I’ve previously been aware of several unpredictable outside influences that can effect the results of my own wine tastings, both objective (weather, atmospheric pressure) and subjective (mood, work pressure), and many colleagues appear to have shared similar experiences, but the concept of following a calendar to get the most out of a wine would suggest that planning to taste wine on a root or leaf day is a professional blunder.

So I’m going to ask for some feedback on this one, and I’ll invite you to give me your thoughts as wine professionals on whether wines do in fact taste better on flower and fruit days.  Many of you may already have a biodynamic calendar that you use, like one buyer I visited in London last week, or you may like to get the book or the app (no, I’m not taking a commission!), but please do post comments on your findings.  And for those of you who will be coming to Bordeaux to taste the 2013 en primeur at the end of this month, many châteaux take part in several events so why not compare the same wines on different days during the week and report back?

After a cursory look at the first four months of this year, it appears that roughly half of the days could be useful to us professionally, by which I mean that at least part of the working day (9am to 6pm) is either flower or fruit, but this is not excluding weekends.  Unfortunately for the bordelais, only two out of the five days of primeur week are looking good, so let’s hope that doesn’t hinder this ‘difficult’ vintage even further…

7 responses to “Tasting biodynamically”

  1. Too many variables are concerned, generally, when comparing tasting wines on ‘good’ days and ‘bad’ days. An advantage is that some days there can be a matter of only an hour or so between ‘good’ and ‘bad’ – I’ve used such days several times to see if I can find a difference. Result – it’s inconclusive. I’m not hostile to the concept, but I don’t follow it, as it hasn’t consistently ‘worked’ for me.

    However you may be interested to know that I was scheduled to have some dental work done last week, but was persuaded by the dentist to defer it to this week as the ‘moon calendar’ wasn’t auspicious then, compared to now!

  2. Don says:

    Ah, biodynamism and astrology, the sciences of the Middle Ages.

  3. Alejandro says:

    Ah, grape vines and stars, around since well before the Middle Ages (and still around today).

  4. Ben Kennedy says:

    Thanks for your comments, all. Not a very balanced response, I was expecting some support for the idea, or do the supermarkets have it wrong?

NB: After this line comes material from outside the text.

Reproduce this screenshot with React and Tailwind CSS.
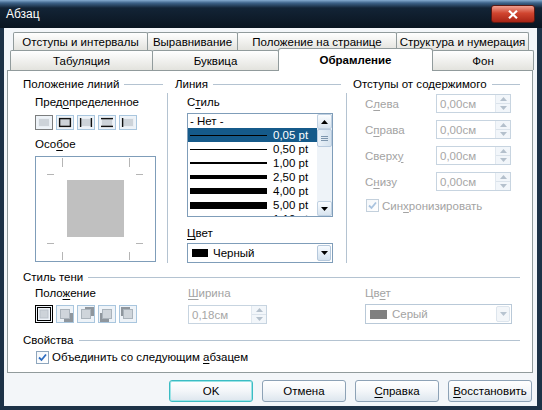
import React from 'react';

const U = ({ children }) => <span className="underline underline-offset-2">{children}</span>;

const GroupHeader = ({ title, className = '' }) => (
  <div className={`flex items-center h-[14px] ${className}`}>
    <span className="pr-[5px] whitespace-nowrap">{title}</span>
    <div className="flex-1 h-px bg-[#b4c3d1]" />
  </div>
);

const ArrowUp = ({ color = '#000' }) => (
  <svg width="7" height="4" viewBox="0 0 7 4"><path d="M0 4 L3.5 0 L7 4 Z" fill={color} /></svg>
);

const ArrowDown = ({ color = '#000' }) => (
  <svg width="7" height="4" viewBox="0 0 7 4"><path d="M0 0 L7 0 L3.5 4 Z" fill={color} /></svg>
);

const Tab = ({ w, children, active, first }) => {
  if (active) {
    return (
      <div className={`${w} h-[23px] -mt-[2px] -ml-px relative z-10 bg-white border border-b-0 border-[#919b9c] rounded-t-[3px] flex items-center justify-center font-bold`}>
        {children}
      </div>
    );
  }
  return (
    <div className={`${w} h-full ${first ? '' : '-ml-px'} bg-gradient-to-b from-white to-[#e3e3de] border border-b-0 border-[#919b9c] rounded-t-[2px] flex items-center justify-center whitespace-nowrap`}>
      {children}
    </div>
  );
};

const Preset = ({ lines = '', focus }) => (
  <svg width="18" height="15" viewBox="0 0 18 15">
    <rect x="0.5" y="0.5" width="17" height="14" fill="#eef3f8" stroke={focus ? '#000' : '#a9c6de'} strokeDasharray={focus ? '1 1' : undefined} />
    <rect x="3.5" y="3.5" width="11" height="8" fill="#cdd3d9" stroke="#e9eef3" />
    {lines.includes('t') && <line x1="3" y1="3.6" x2="15" y2="3.6" stroke="#111" strokeWidth="1.4" />}
    {lines.includes('b') && <line x1="3" y1="11.4" x2="15" y2="11.4" stroke="#111" strokeWidth="1.4" />}
    {lines.includes('l') && <line x1="3.6" y1="3" x2="3.6" y2="12" stroke="#111" strokeWidth="1.4" />}
    {lines.includes('r') && <line x1="14.4" y1="3" x2="14.4" y2="12" stroke="#111" strokeWidth="1.4" />}
  </svg>
);

const ShadowPreset = ({ dir, selected }) => {
  if (selected) {
    return (
      <svg width="18" height="18" viewBox="0 0 18 18">
        <rect x="0.5" y="0.5" width="17" height="17" fill="#eef3f8" stroke="#000" />
        <rect x="2.5" y="2.5" width="13" height="13" fill="none" stroke="#000" />
        <rect x="5" y="5" width="8" height="8" fill="#cdd3d9" stroke="#b9c1c9" />
      </svg>
    );
  }
  const off = { br: [3, 3], tr: [3, -3], bl: [-3, 3], tl: [-3, -3] }[dir];
  return (
    <svg width="18" height="18" viewBox="0 0 18 18">
      <rect x="0.5" y="0.5" width="17" height="17" fill="#eef3f8" stroke="#a9c6de" />
      <rect x={5 + off[0]} y={5 + off[1]} width="9" height="9" fill="#8f969d" />
      <rect x="4.5" y="4.5" width="9" height="9" fill="#cfd5db" stroke="#aab3bb" />
    </svg>
  );
};

const Checkbox = ({ disabled }) => (
  <div className={`w-[13px] h-[13px] border ${disabled ? 'border-[#c3d0dc]' : 'border-[#8ea6bd]'} bg-gradient-to-br from-[#f4f7fa] to-white flex items-center justify-center`}>
    <svg width="9" height="9" viewBox="0 0 9 9">
      <path d="M1 4.5 L3.5 7 L8 1.5" fill="none" stroke={disabled ? '#a9c3df' : '#2d6cc0'} strokeWidth="1.8" />
    </svg>
  </div>
);

const Spin = ({ value, w }) => (
  <div className={`${w} h-[19px] border border-[#c7d4e0] bg-white flex items-center pl-[3px] text-[#a6a6a6]`}>
    <span>{value}</span>
    <div className="ml-auto w-[15px] h-full flex flex-col border-l border-[#e1e8ef]">
      <div className="flex-1 flex items-center justify-center bg-[#f2f6fa] border-b border-[#dbe3eb]"><ArrowUp color="#b4c0cc" /></div>
      <div className="flex-1 flex items-center justify-center bg-[#f2f6fa]"><ArrowDown color="#b4c0cc" /></div>
    </div>
  </div>
);

const ComboButton = ({ disabled }) => (
  <div className={`ml-auto mr-px w-[14px] h-[16px] rounded-[2px] border ${disabled ? 'border-[#dde5ed] bg-[#f3f6f9]' : 'border-[#b5c8dc] bg-gradient-to-b from-[#f7fbff] to-[#d3e1ee]'} flex items-center justify-center`}>
    <ArrowDown color={disabled ? '#b8c4d0' : '#000'} />
  </div>
);

const ScrollBtn = ({ children }) => (
  <div className="h-[15px] rounded-[2px] border border-[#c0d1e2] bg-gradient-to-b from-[#fbfdff] to-[#d8e4ef] flex items-center justify-center">
    {children}
  </div>
);

const lineStyles = [
  ['0,05 pt', 'h-px', true],
  ['0,50 pt', 'h-px', false],
  ['1,00 pt', 'h-[2px]', false],
  ['2,50 pt', 'h-[4px]', false],
  ['4,00 pt', 'h-[6px]', false],
  ['5,00 pt', 'h-[7px]', false],
  ['1,10 pt', 'h-[3px]', false],
];

const StyleList = () => (
  <div className="mt-[4px] w-[146px] h-[104px] border border-[#7f9db9] bg-white flex">
    <div className="flex-1 overflow-hidden">
      <div className="h-[14px] flex items-center pl-[2px]">- Нет -</div>
      {lineStyles.map(([label, h, sel]) => (
        <div key={label} className={`h-[14px] flex items-center pl-[2px] ${sel ? 'bg-[#155a8a] text-white' : ''}`}>
          <div className={`w-[77px] ${h} bg-black`} />
          <span className="ml-[6px] whitespace-nowrap">{label}</span>
        </div>
      ))}
    </div>
    <div className="w-[15px] flex flex-col bg-[#eef3f8]">
      <ScrollBtn><ArrowUp /></ScrollBtn>
      <div className="h-[18px] rounded-[2px] border border-[#b8cade] bg-gradient-to-r from-[#eaf1f8] to-[#d5e2ee] flex flex-col items-center justify-center gap-[1px]">
        <div className="w-[7px] h-px bg-[#7d95ad]" />
        <div className="w-[7px] h-px bg-[#7d95ad]" />
        <div className="w-[7px] h-px bg-[#7d95ad]" />
      </div>
      <div className="flex-1" />
      <ScrollBtn><ArrowDown /></ScrollBtn>
    </div>
  </div>
);

const Preview = () => (
  <div className="mt-[5px] w-[121px] h-[106px] border border-[#7f9db9] bg-white">
    <svg width="119" height="104" viewBox="0 0 119 104">
      <g stroke="#b5b5b5" strokeWidth="1">
        <line x1="26.5" y1="1" x2="26.5" y2="10" />
        <line x1="93.5" y1="1" x2="93.5" y2="10" />
        <line x1="11" y1="17.5" x2="18" y2="17.5" />
        <line x1="100" y1="17.5" x2="107" y2="17.5" />
        <line x1="11" y1="86.5" x2="18" y2="86.5" />
        <line x1="100" y1="86.5" x2="107" y2="86.5" />
        <line x1="26.5" y1="95" x2="26.5" y2="103" />
        <line x1="93.5" y1="95" x2="93.5" y2="103" />
      </g>
      <rect x="31" y="23" width="57" height="57" fill="#c0c0c0" />
    </svg>
  </div>
);

const Button = ({ w, children, primary }) => (
  <div className={`${w} h-[22px] rounded-[3px] border ${primary ? 'border-[#3cbcc3] shadow-[inset_0_0_0_1px_#9be3e6]' : 'border-[#8da2b6]'} bg-gradient-to-b from-white via-[#f3f6f9] to-[#dde6ee] flex items-center justify-center`}>
    {children}
  </div>
);

const TitleBar = () => (
  <div className="h-[28px] flex items-center pl-[6px] text-white bg-[linear-gradient(to_bottom,#86acd0_0px,#3d6288_3px,#132436_8px,#0a1520_100%)]">
    <span className="text-[12px]">Абзац</span>
    <div className="ml-auto mr-[7px] w-[44px] h-[18px] rounded-[3px] border border-[#5a1a14] bg-[linear-gradient(to_bottom,#f0a090_0%,#d0452f_45%,#a82415_100%)] flex items-center justify-center">
      <svg width="10" height="9" viewBox="0 0 10 9">
        <path d="M1 0.8 L9 8.2 M9 0.8 L1 8.2" stroke="#fff" strokeWidth="2.2" />
      </svg>
    </div>
  </div>
);

const Tabs = () => (
  <div className="pt-[4px]">
    <div className="flex h-[18px] ml-[9px]">
      <Tab w="w-[135px]" first>Отступы и интервалы</Tab>
      <Tab w="w-[91px]">Выравнивание</Tab>
      <Tab w="w-[160px]">Положение на странице</Tab>
      <Tab w="w-[133px]">Структура и нумерация</Tab>
    </div>
    <div className="flex h-[20px] ml-[6px]">
      <Tab w="w-[143px]" first>Табуляция</Tab>
      <Tab w="w-[127px]">Буквица</Tab>
      <Tab w="w-[155px]" active>Обрамление</Tab>
      <Tab w="w-[102px]">Фон</Tab>
    </div>
  </div>
);

const Panel = () => (
  <div className="ml-[3px] w-[526px] h-[303px] bg-white border border-[#919b9c] pt-[6px] pl-[15px] pr-[12px] flex flex-col">
    <div className="flex h-[186px]">
      {/* Положение линий */}
      <div className="w-[145px] flex flex-col">
        <GroupHeader title="Положение линий" className="pr-[5px]" />
        <div className="flex-1 mt-[2px] pt-[2px] pl-[12px] border-r border-[#b4c3d1] flex flex-col">
          <div className="h-[14px]">Пред<U>о</U>пределенное</div>
          <div className="mt-[6px] flex gap-[3px]">
            <Preset focus />
            <Preset lines="tblr" />
            <Preset lines="lr" />
            <Preset lines="tb" />
            <Preset lines="l" />
          </div>
          <div className="mt-[7px] h-[14px]">Осо<U>б</U>ое</div>
          <Preview />
        </div>
      </div>

      {/* Линия */}
      <div className="ml-[7px] w-[172px] flex flex-col">
        <GroupHeader title="Линия" className="pr-[6px]" />
        <div className="flex-1 mt-[2px] pt-[2px] pl-[12px] border-r border-[#b4c3d1] flex flex-col">
          <div className="h-[14px]">С<U>т</U>иль</div>
          <StyleList />
          <div className="mt-[9px] h-[14px]"><U>Ц</U>вет</div>
          <div className="mt-[3px] w-[146px] h-[20px] border border-[#7f9db9] bg-white flex items-center pl-[4px]">
            <div className="w-[16px] h-[8px] bg-black" />
            <span className="ml-[5px]">Черный</span>
            <ComboButton />
          </div>
        </div>
      </div>

      {/* Отступы от содержимого */}
      <div className="ml-[6px] flex-1 flex flex-col">
        <GroupHeader title="Отступы от содержимого" />
        <div className="pt-[3px] pl-[12px] flex flex-col gap-[7px] text-[#a3a3a3]">
          {[
            [<>С<U>л</U>ева</>, 'l'],
            [<>С<U>п</U>рава</>, 'r'],
            [<>Сверх<U>у</U></>, 't'],
            [<>С<U>н</U>изу</>, 'b'],
          ].map(([label, k]) => (
            <div key={k} className="flex items-center h-[19px]">
              <div className="w-[71px]">{label}</div>
              <Spin value="0,00см" w="w-[75px]" />
            </div>
          ))}
          <div className="mt-px ml-px flex items-center h-[13px]">
            <Checkbox disabled />
            <span className="ml-[3px]">Син<U>х</U>ронизировать</span>
          </div>
        </div>
      </div>
    </div>

    {/* Стиль тени */}
    <GroupHeader title="Стиль тени" className="mt-[7px]" />
    <div className="flex mt-[2px]">
      <div className="w-[165px] pl-[12px] flex flex-col">
        <div className="h-[14px]">Поло<U>ж</U>ение</div>
        <div className="mt-[5px] flex gap-[3px]">
          <ShadowPreset selected />
          <ShadowPreset dir="br" />
          <ShadowPreset dir="tr" />
          <ShadowPreset dir="bl" />
          <ShadowPreset dir="tl" />
        </div>
      </div>
      <div className="w-[177px] flex flex-col text-[#a3a3a3]">
        <div className="h-[14px]"><U>Ш</U>ирина</div>
        <div className="mt-[5px]"><Spin value="0,18см" w="w-[79px]" /></div>
      </div>
      <div className="flex flex-col text-[#a3a3a3]">
        <div className="h-[14px]">Цв<U>е</U>т</div>
        <div className="mt-[4px] w-[147px] h-[20px] border border-[#b9c9d8] bg-white flex items-center pl-[4px]">
          <div className="w-[17px] h-[9px] bg-[#808080]" />
          <span className="ml-[5px]">Серый</span>
          <ComboButton disabled />
        </div>
      </div>
    </div>

    {/* Свойства */}
    <GroupHeader title="Свойства" className="mt-[9px]" />
    <div className="mt-[3px] pl-[13px] flex items-center h-[14px]">
      <Checkbox />
      <span className="ml-[3px]">Объединить со следующим <U>а</U>бзацем</span>
    </div>
  </div>
);

const Buttons = () => (
  <div className="mt-[7px] flex justify-end pr-[5px] gap-[9px]">
    <Button w="w-[84px]" primary>OK</Button>
    <Button w="w-[84px]">Отмена</Button>
    <Button w="w-[84px]"><span><U>С</U>правка</span></Button>
    <Button w="w-[84px]"><span><U>В</U>осстановить</span></Button>
  </div>
);

export default function App() {
  return (
    <div className="w-[542px] h-[410px] flex flex-col bg-[#0e1a26] text-[11.5px] leading-[14px] text-black font-['Liberation_Sans',Arial,sans-serif] overflow-hidden">
      <TitleBar />
      <div className="flex-1 flex flex-col bg-[#f3f6f9] border-l-[4px] border-r-[5px] border-b-[4px] border-[#1d3247]">
        <Tabs />
        <Panel />
        <Buttons />
      </div>
    </div>
  );
}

  5. I believe there is something in it. Example, sampling wines at The France Show earlier this year – same wines/vintages different biodynamic days. Fruit day we couldn’t move. The wines were full of fruit and oozing charisma. Leaf day, certainly greener and a little more closed! Montirius in the Rhône are fantastic ambassadors to the art of biodynamic viticulture.

  6. Matt says:

    I work with one of London’s top wine schools and on a number of occasions have noticed the same wines to show considerably better on fruit and flower days. I never check prior to the wines being tasted so as not to throw in a psychological element to the equation. Obviously there is also bottle variation to be considered as well. Something that has become clear is that wines that are made in a more ‘natural’ way seem to show more of a variation opposed to a large production mass production wine. A bottle of Blossom Hill for example will show far less varience fruit vs. Root day compared to a biodynamic Loire wine (I am in no way advocating coca-cola wines though!). I hope to do a series of far more scientific tastings over the course of the year to further investigate this interesting subject and will report back.